Rombongan yang terdiri dari sepuluh peserta lintas agama ini dipimpin oleh Ketua Gugus Tugas untuk Dialog Agama dan Budaya di Kementerian Luar Negeri Austria, Alexander Rieger.
Dalam pertemuan itu, Gus Yahya menyampaikan orientasi PBNU dalam diplomasi lintas iman dan kontribusi NU dalam percakapan global tentang masa depan kemanusiaan.
Ia menekankan perlunya membangun kesepahaman universal yang bersumber dari nilai-nilai agama masing-masing. “Kami ingin mendorong Islam menjadi sumber solusi, bukan sumber masalah,” ujar Gus Yahya.
Ia menjelaskan bahwa pasca peristiwa 11 September 2001, berkembang mispersepsi di sejumlah negara Barat tentang Islam. Melalui gagasan Humanitarian Islam, PBNU berupaya menegaskan bahwa Islam membawa nilai kemanusiaan dan kedamaian sebagaimana diwariskan oleh para pendiri NU.
“Humanitarian Islam adalah ikhtiar untuk menghadirkan nilai kemanusiaan universal berdasarkan ajaran agama masing-masing,” katanya.
Ketua PBNU KH Ulil Abshar Abdalla (Gus Ulil) menjelaskan bahwa para peserta IIS datang untuk memahami lebih dekat peran NU sebagai organisasi Islam terbesar dalam merawat keberagaman dan membangun dialog lintas iman.
“Mereka mau mengenal NU, mau mengenal komunitas Nahdlatul Ulama. Mereka bertemu NU, Muhammadiyah, tokoh Katolik, dan mengunjungi Istiqlal,” ujarnya.
Gus Ulil menerangkan bahwa Gus Yahya memaparkan upaya PBNU dalam mendorong dialog antaragama dengan tujuan membangun kesepakatan global menghadapi tantangan kemanusiaan.
“Ketum tadi menjelaskan usaha-usaha PBNU di ranah internasional, yaitu membangun dialog antaragama untuk mengatasi tantangan kemanusiaan bersama,” jelasnya.
Ia menambahkan bahwa gagasan Humanitarian Islam merupakan kelanjutan dari konsep Islam rahmatan lil ‘alamin yang telah dibawa oleh para kiai NU dari generasi ke generasi.

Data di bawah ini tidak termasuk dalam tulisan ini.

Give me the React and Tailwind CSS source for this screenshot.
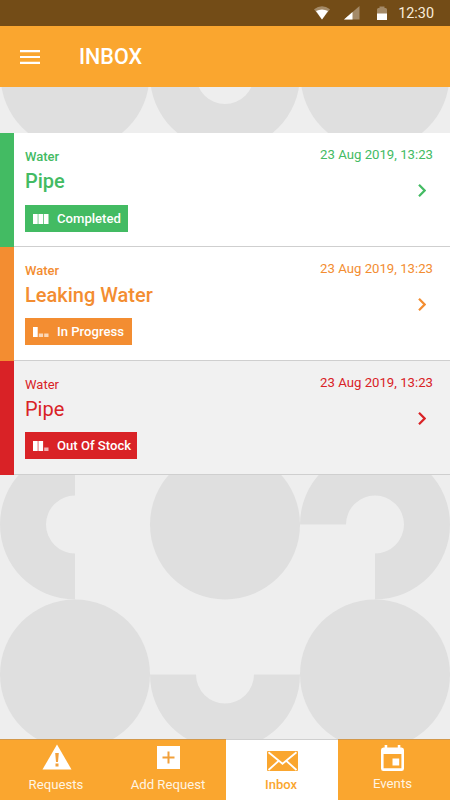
import clsx from 'clsx';

const requests = [
    {
        type: 'Water',
        title: 'Pipe',
        date: '23 Aug 2019, 13:23',
        status: 'Completed',
        progress: 3,
        read: false,
        color: 'text-[#43bb63]',
        fill: 'bg-[#43bb63]',
        badge: 'mt-[9px] w-[103px]',
    },
    {
        type: 'Water',
        title: 'Leaking Water',
        date: '23 Aug 2019, 13:23',
        status: 'In Progress',
        progress: 1,
        read: false,
        color: 'text-[#f38d31]',
        fill: 'bg-[#f38d31]',
        badge: 'mt-2 w-[107px]',
    },
    {
        type: 'Water',
        title: 'Pipe',
        date: '23 Aug 2019, 13:23',
        status: 'Out Of Stock',
        progress: 2,
        read: true,
        color: 'text-[#d92226]',
        fill: 'bg-[#d92226]',
        badge: 'mt-2 w-28',
    },
];

function Pattern() {
    return (
        <svg className="absolute inset-0" width="450" height="800" viewBox="0 0 450 800" fill="#dfdfdf">
            <circle cx="75" cy="75" r="74.5" />
            <circle cx="375" cy="75" r="74.5" />
            <path d="M150 75a75 75 0 0 0 150 0h-46a29 29 0 0 1-58 0z" />

            <path d="M75 449.500a75 75 0 0 0 0 150v-46a29 29 0 0 1 0-58z" />
            <circle cx="225" cy="524.500" r="75" />
            <path d="M300 524.500a75 75 0 1 1 75 75v-46a29 29 0 1 0-29-29z" />

            <circle cx="75" cy="674.500" r="75" />
            <circle cx="375" cy="674.500" r="75" />
            <path d="M150 674.500a75 75 0 0 0 150 0h-46a29 29 0 0 1-58 0z" />
        </svg>
    );
}

function StatusBar() {
    return (
        <div className="flex h-[26px] items-center justify-end bg-[#734c17] pr-4">
            <svg width="16" height="14" viewBox="0 0 16 14" fill="#fff">
                <path opacity=".35" d="M0 3.200Q8-2.800 16 3.200L8 13.500z" />
                <path d="M2 5Q8 2 14 5L8 13.500z" />
            </svg>
            <svg className="ml-[14px]" width="16" height="14" viewBox="0 0 16 14" fill="#fff">
                <path opacity=".35" d="M15.500 0v13.500H0z" />
                <path d="M8.500 6v7.500H0z" />
            </svg>
            <svg className="ml-[17px]" width="10" height="15" viewBox="0 0 10 15" fill="#fff">
                <path opacity=".35" d="M0 3.500q0-1.500 1.500-1.500H2.500V.5h5V2h1q1.500 0 1.500 1.500V8H0z" />
                <path d="M0 7.500h10v6.500H0z" />
            </svg>
            <span className="ml-[11px] mt-[2px] text-[14.400px] leading-none text-[#f8eddb]">12:30</span>
        </div>
    );
}

function Header() {
    return (
        <div className="flex h-[61px] items-center bg-[#faa62f] pl-5 text-white">
            <svg width="20" height="14" viewBox="0 0 20 14" fill="#fff">
                <path d="M0 0h20v2.200H0zM0 5.900h20v2.200H0zM0 11.800h20V14H0z" />
            </svg>
            <h1 className="ml-[39px] mt-[2px] text-[21.500px] font-medium">INBOX</h1>
        </div>
    );
}

function ProgressIcon({ value }) {
    return (
        <svg width="16" height="10" viewBox="0 0 16 10" fill="#fff">
            {[0, 1, 2].map((step) =>
                step < value ? (
                    <rect key={step} x={step * 5.4} y="0" width="4.700" height="10" />
                ) : (
                    <rect key={step} x={step * 5.4 + 0.4} y="6.500" width="4.300" height="3.500" opacity=".65" />
                )
            )}
        </svg>
    );
}

function RequestCard({ item }) {
    return (
        <div className="flex h-[114px]">
            <div className={clsx('w-[14px]', item.fill)} />
            <div
                className={clsx(
                    'flex flex-1 justify-between border-b border-[#cfcfcf] pl-[11px] pr-[17px]',
                    item.read ? 'bg-[#f1f1f1]' : 'bg-white',
                    item.color
                )}
            >
                <div className="pt-[15px]">
                    <p className={clsx('text-[13px] leading-[18px]', !item.read && 'font-medium')}>{item.type}</p>
                    <h2 className={clsx('text-[20px] leading-[30px]', !item.read && 'font-medium')}>{item.title}</h2>
                    <div className={clsx('flex h-[27px] items-center pl-2 text-white', item.fill, item.badge)}>
                        <ProgressIcon value={item.progress} />
                        <span className="ml-2 mt-px whitespace-nowrap text-[13.100px] font-medium">{item.status}</span>
                    </div>
                </div>
                <div className="flex flex-col items-end pt-[13px]">
                    <p className="text-[13.200px] leading-[18px]">{item.date}</p>
                    <svg className="mr-[7px] mt-5" width="8" height="13" viewBox="0 0 8 13" fill="none" stroke="currentColor" strokeWidth="2.200">
                        <path d="M1 .8l5.600 5.700L1 12.200" />
                    </svg>
                </div>
            </div>
        </div>
    );
}

function BottomNav() {
    return (
        <nav className="flex h-[61px] border-t border-[#d3984a] bg-[#faa62f] text-[13.200px] leading-[16px] text-[#fff4e3]">
            <div className="flex w-[113px] flex-col items-center pr-px">
                <svg className="ml-[2px] mt-1" width="30" height="26" viewBox="0 0 30 26">
                    <path fill="#fff" d="M15 .5l14.500 25H.5z" />
                    <path fill="#f2a03a" d="M13.200 9h3.600l-.8 9h-2zM13.500 19.500h3v3h-3z" />
                </svg>
                <span className="mt-[7px]">Requests</span>
            </div>
            <div className="flex w-[113px] flex-col items-center pr-[3px]">
                <svg className="mt-[6px]" width="23" height="23" viewBox="0 0 23 23">
                    <path fill="#fff" d="M0 0h23v23H0z" />
                    <path stroke="#f2a03a" strokeWidth="2" d="M11.500 5.500v12M5.500 11.500h12" />
                </svg>
                <span className="mt-2">Add Request</span>
            </div>
            <div className="-mt-px flex w-28 flex-col items-center border-t border-[#cfcfcf] bg-white pr-[2px] font-medium text-[#faa62f]">
                <svg className="ml-[2px] mt-[11px]" width="31" height="20" viewBox="0 0 31 20" fill="none">
                    <rect width="31" height="20" rx="1" fill="#faa62f" />
                    <path stroke="#fff" strokeWidth="1.800" d="M1.500 1.200L15.500 12.800 29.500 1.200M1.500 19L11.500 10M29.500 19L19.500 10" />
                </svg>
                <span className="mt-[6px] text-[13px]">Inbox</span>
            </div>
            <div className="flex w-28 flex-col items-center pr-[3px]">
                <svg className="mt-[5px]" width="23" height="26" viewBox="0 0 24 26" preserveAspectRatio="none" fill="#fff">
                    <path
                        fillRule="evenodd"
                        d="M3.800 0h2.700v2.500h11V0h2.700v2.500H21.500Q24 2.500 24 5v18.500q0 2.500-2.500 2.500h-19Q0 26 0 23.500V5Q0 2.500 2.500 2.500h1.300zM2.700 9v14.300h18.600V9z"
                    />
                    <path d="M12 13.500h7v7h-7z" />
                </svg>
                <span className="mt-[5px]">Events</span>
            </div>
        </nav>
    );
}

function App() {
    return (
        <div className="relative h-[800px] w-[450px] overflow-hidden bg-[#eeeeee] font-[Roboto,sans-serif]">
            <Pattern />
            <div className="relative flex h-full flex-col">
                <StatusBar />
                <Header />
                <div className="flex-1 pt-[46px]">
                    {requests.map((item) => (
                        <RequestCard key={item.status} item={item} />
                    ))}
                </div>
                <BottomNav />
            </div>
        </div>
    );
}

export default App;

“Ajaran Islam sebagai rahmat bagi seluruh alam sudah dibawa sejak era Kiai Hasyim Muzadi diteruskan era Kiai Said, dan sekarang oleh Gus Yahya dalam bentuk Humanitarian Islam,” ungkapnya.
Gus Ulil berharap program IIS dapat terus menjadi jembatan untuk memperkuat saling pengertian antarbangsa dan memperdalam kajian moderasi beragama yang menjadi ciri khas Indonesia.
Salah satu peserta, Profesor di University College of Teacher Education of Christian Churches in Austria, Prof Elif Medeni menyampaikan kesan mendalam setelah mendengar penjelasan Ketua Umum PBNU.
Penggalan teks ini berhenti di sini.